Va-t-on voir se développer des solutions allant vers une autonomie énergétique, l’auto-production, qui serait une sorte de retour aux sources de l’industrialisation ?
Un groupe de travail sur l’autoproduction et l’autoconsommation lancé fin 2013, auquel notre partenaire, le Pôle DERBI, a participé, a fourni des recommandations dans le but de définir un futur cadre règlementaire. Il a soulevé la question de la gestion du réseau et de la limitation des « pics » et permis d’identifier certains secteurs où l’autoconsommation est intéressante (tertiaire, entrepôts frigorifiques…).

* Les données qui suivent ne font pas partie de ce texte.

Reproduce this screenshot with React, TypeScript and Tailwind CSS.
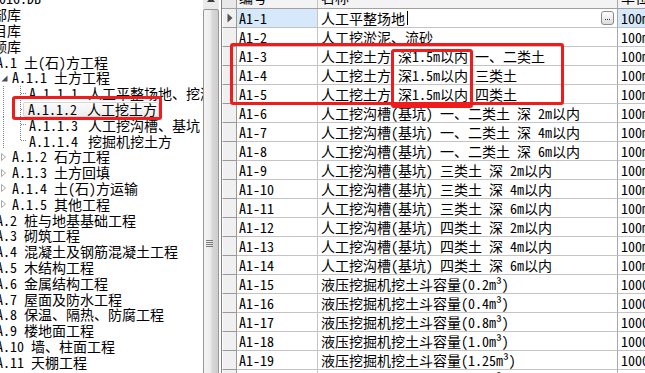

Dans notre région, sur la zone de Borderouge, est actuellement menée une expérience de production d’énergie renouvelable (photovoltaïque et éolienne) qui peut soit être autoconsommée, soit stockée grâce à des batteries lithium-ion. La gestion est assurée par un smart-grid, qui assure l’adéquation entre la production et la consommation.
D’autres projets menés en Aquitaine, Languedoc-Roussillon ou Poitou-Charentes tendent à prouver qu’une décentralisation des productions couplée à une gestion par smart-grids peut effectivement être une solution d’avenir visant à développer les filières éoliennes et photovoltaïques.